Episcopal News Service. March 28, 1985 [85070]

LOS ANGELES (DPS, March 28) -- Twelve provincial development officers from the Anglican Province of Kenya are working at UCLA's African Studies Center in a special three-month training program.

The delegation, including six priests and six laypersons, is headed by the Ven. John Kago, secretary of the Province. Each of the others is a diocesan development officer in the Province.

The program is the result of grants from the U.S. government Agency for International Development and from the Episcopal Church's Presiding Bishop's Fund for World Relief and Venture in Mission programs, money from the latter having been raised by the Diocese of Florida's Venture campaign. The grants established development offices in each Kenyan diocese, training for the officers, and program money to help the newly appointed officers work with local communities for effective local projects.
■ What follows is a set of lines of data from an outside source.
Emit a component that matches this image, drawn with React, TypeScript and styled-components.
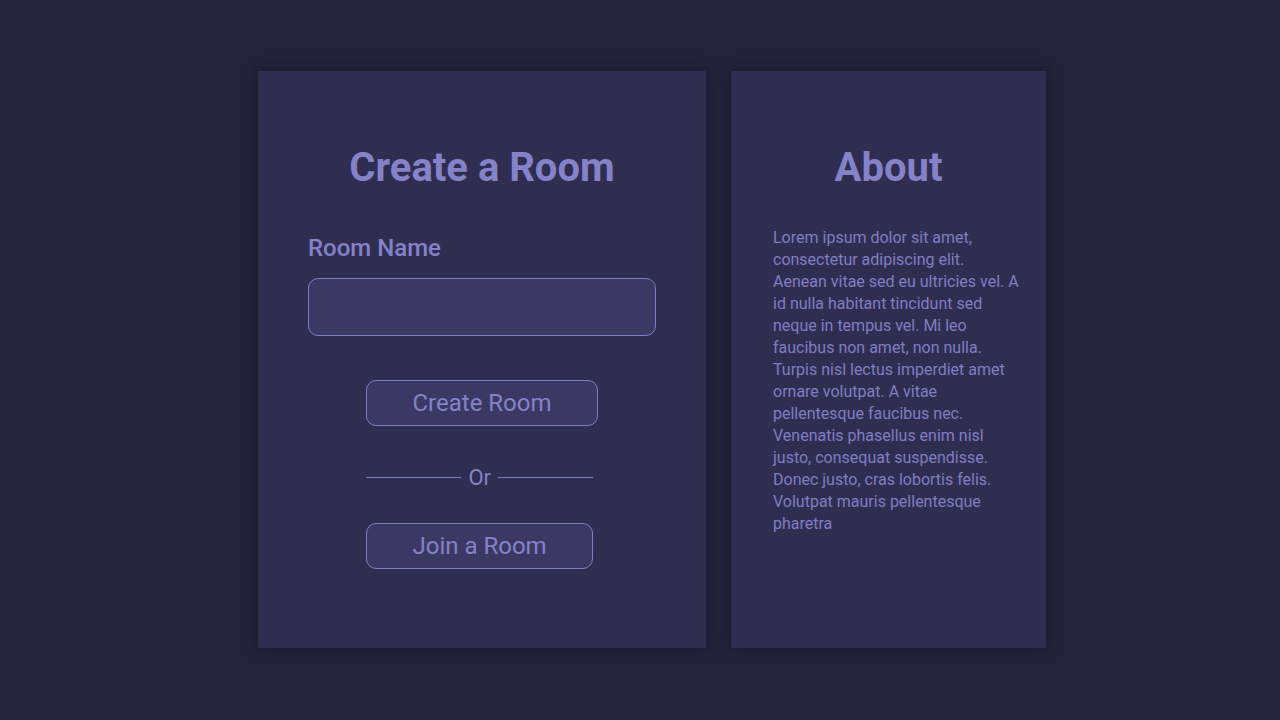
import styled, { createGlobalStyle } from "styled-components";

const GlobalStyle = createGlobalStyle`
  html, body {
    margin: 0;
    padding: 0;
    background: #24233a;
    font-family: Roboto, "Liberation Sans", sans-serif;
  }
  * { box-sizing: border-box; }
`

const Page = styled.div`
  width: 1280px;
  height: 720px;
  display: flex;
  align-items: flex-start;
  gap: 25px;
  padding: 71px 0 0 258px;
`

const Card = styled.div<{ $width: number }>`
  width: ${p => p.$width}px;
  height: 577px;
  background: #302e50;
  box-shadow: 0 0 14px rgba(10, 10, 25, 0.45);
  display: flex;
  flex-direction: column;
  padding: 73px 50px 0;
`

const Title = styled.h1`
  margin: 0;
  font-size: 40px;
  line-height: 48px;
  font-weight: 700;
  color: #8482c9;
  text-align: center;
`

const Label = styled.label`
  margin-top: 42px;
  font-size: 24px;
  line-height: 28px;
  font-weight: 500;
  color: #8482c9;
`

const Input = styled.input`
  margin-top: 16px;
  height: 58px;
  width: 100%;
  border: 1px solid #7f7dc6;
  border-radius: 10px;
  background: #3b3964;
  color: #8482c9;
  font-family: inherit;
  font-size: 20px;
  padding: 0 14px;
  outline: none;
`

const Actions = styled.div`
  align-self: center;
  display: flex;
  flex-direction: column;
  align-items: flex-start;
  margin-top: 44px;
`

const Button = styled.button`
  height: 46px;
  padding: 0 45px;
  border: 1px solid #7f7dc6;
  border-radius: 10px;
  background: #3b3964;
  color: #8482c9;
  font-family: inherit;
  font-size: 24px;
  line-height: 28px;
  cursor: pointer;
`

const OrRow = styled.div`
  display: flex;
  align-items: center;
  gap: 7px;
  margin: 37px 0 32px;
  height: 28px;
  font-size: 22px;
  color: #8482c9;
`

const Line = styled.span`
  width: 95px;
  height: 1px;
  background: #7f7dc6;
`

const AboutCard = styled(Card)`
  padding: 73px 0 0;
`

const Text = styled.p`
  margin: 35px 0 0;
  padding: 0 26px 0 42px;
  font-size: 16px;
  line-height: 22px;
  color: #7f7dc4;
`

export default function App() {
  return (
    <>
      <GlobalStyle />
      <Page>
        <Card $width={448}>
          <Title>Create a Room</Title>
          <Label htmlFor="room">Room Name</Label>
          <Input id="room" type="text" />
          <Actions>
            <Button>Create Room</Button>
            <OrRow>
              <Line />
              Or
              <Line />
            </OrRow>
            <Button>Join a Room</Button>
          </Actions>
        </Card>
        <AboutCard $width={315}>
          <Title>About</Title>
          <Text>
            Lorem ipsum dolor sit amet, consectetur adipiscing elit. Aenean vitae sed eu ultricies vel. A id nulla
            habitant tincidunt sed neque in tempus vel. Mi leo faucibus non amet, non nulla. Turpis nisl lectus
            imperdiet amet ornare volutpat. A vitae pellentesque faucibus nec. Venenatis phasellus enim nisl justo,
            consequat suspendisse. Donec justo, cras lobortis felis. Volutpat mauris pellentesque pharetra
          </Text>
        </AboutCard>
      </Page>
    </>
  )
}
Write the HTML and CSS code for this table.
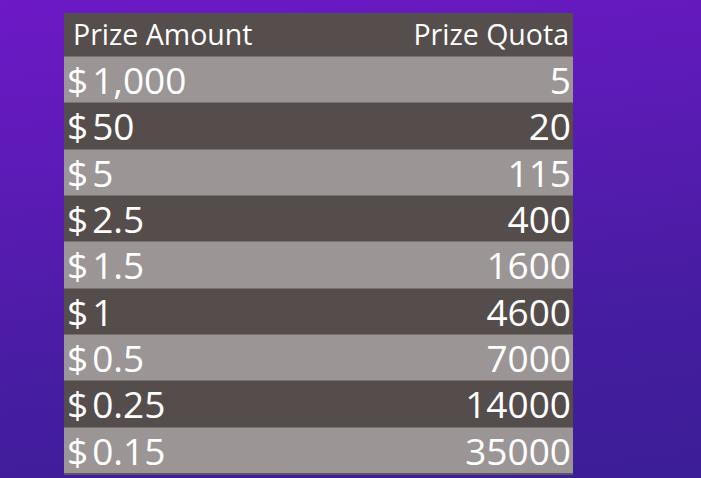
FILE: index.html
```html
<!DOCTYPE html>
<html>
<head>
<meta charset="utf-8">
<link rel="stylesheet" href="styles.css">
</head>
<body>
<div class="page">
  <div class="table">
    <div class="row head"><span class="cell">Prize Amount</span><span class="cell num">Prize Quota</span></div>
    <div class="row light"><span class="cell amt"><span class="cur">$</span>1,000</span><span class="cell num">5</span></div>
    <div class="row dark"><span class="cell amt"><span class="cur">$</span>50</span><span class="cell num">20</span></div>
    <div class="row light"><span class="cell amt"><span class="cur">$</span>5</span><span class="cell num">115</span></div>
    <div class="row dark"><span class="cell amt"><span class="cur">$</span>2.5</span><span class="cell num">400</span></div>
    <div class="row light"><span class="cell amt"><span class="cur">$</span>1.5</span><span class="cell num">1600</span></div>
    <div class="row dark"><span class="cell amt"><span class="cur">$</span>1</span><span class="cell num">4600</span></div>
    <div class="row light"><span class="cell amt"><span class="cur">$</span>0.5</span><span class="cell num">7000</span></div>
    <div class="row dark"><span class="cell amt"><span class="cur">$</span>0.25</span><span class="cell num">14000</span></div>
    <div class="row light"><span class="cell amt"><span class="cur">$</span>0.15</span><span class="cell num">35000</span></div>
  </div>
</div>
</body>
</html>
```

FILE: styles.css
```css
html, body {
  margin: 0;
  padding: 0;
}
body {
  width: 701px;
  height: 478px;
  overflow: hidden;
  background: linear-gradient(172deg, #6d19c6 0%, #5a1bb4 35%, #451d9f 70%, #3c1e98 100%);
  font-family: "Open Sans", "Noto Sans", sans-serif;
  color: #ffffff;
}
.page {
  padding: 13px 0 0 64px;
}
.table {
  width: 509px;
  display: flex;
  flex-direction: column;
  border-bottom: 2px solid #5b5567;
}
.row {
  display: flex;
  justify-content: space-between;
  align-items: center;
  box-sizing: border-box;
  height: 46.33px;
  border-top: 1px solid #78716f;
}
.row.head {
  height: 43px;
  border-top: none;
  background: #554e4c;
  font-size: 28.5px;
  padding: 0 4px 0 9px;
}
.row.light {
  background: #9b9695;
}
.row.dark {
  background: #554d4b;
}
.row.light, .row.dark {
  font-size: 37px;
  padding: 0 2px 0 3px;
}
.cell {
  white-space: nowrap;
  line-height: 1;
}
.cur {
  margin-right: 4px;
}
```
According to Kago, the Church's participation in the program is part of "a wholistic approach to evangelism. The Church must be concerned with the whole man and the whole woman." Helping individual local persons better their own communities and living conditions is part of that approach.

At UCLA, the visitors work directly with the Rev. Stephen Commins, director of the Center's Development Institute. Their curriculum includes both theoretical and practical approaches to development work as well as extensive training in working with villagers to evaluate their local needs and to mobilize their work to meet those needs.

"If you tell people what to do, then they become dependent on you," notes Kago. "If you are working with them, then they own the project. And they work even harder and the project becomes more successful because it is part of them."

As in many African countries, development needs are so great in Kenya that the efforts of all are needed -- church and other voluntary agencies as well as the state. "They approach the problems from different angles," says Kago, "but they all work together and consider their contributions as complementary to one another's. There are no rivalries, and no duplications."

According to Commins, this is one of the largest groups to be trained simultaneously at the African Studies Center. Their presence here was a factor in the convening of an Inter-Anglican Development Conference involving participants from several other countries. (Editors: See DPS 85060, March 21)

The Center's Development Institute is a joint effort of the University and the Presiding Bishop's Fund for World Relief. The Institute trains both overseas students (now including many from South America and the Pacific Islands as well as Africans) and American students planning to go overseas in development projects.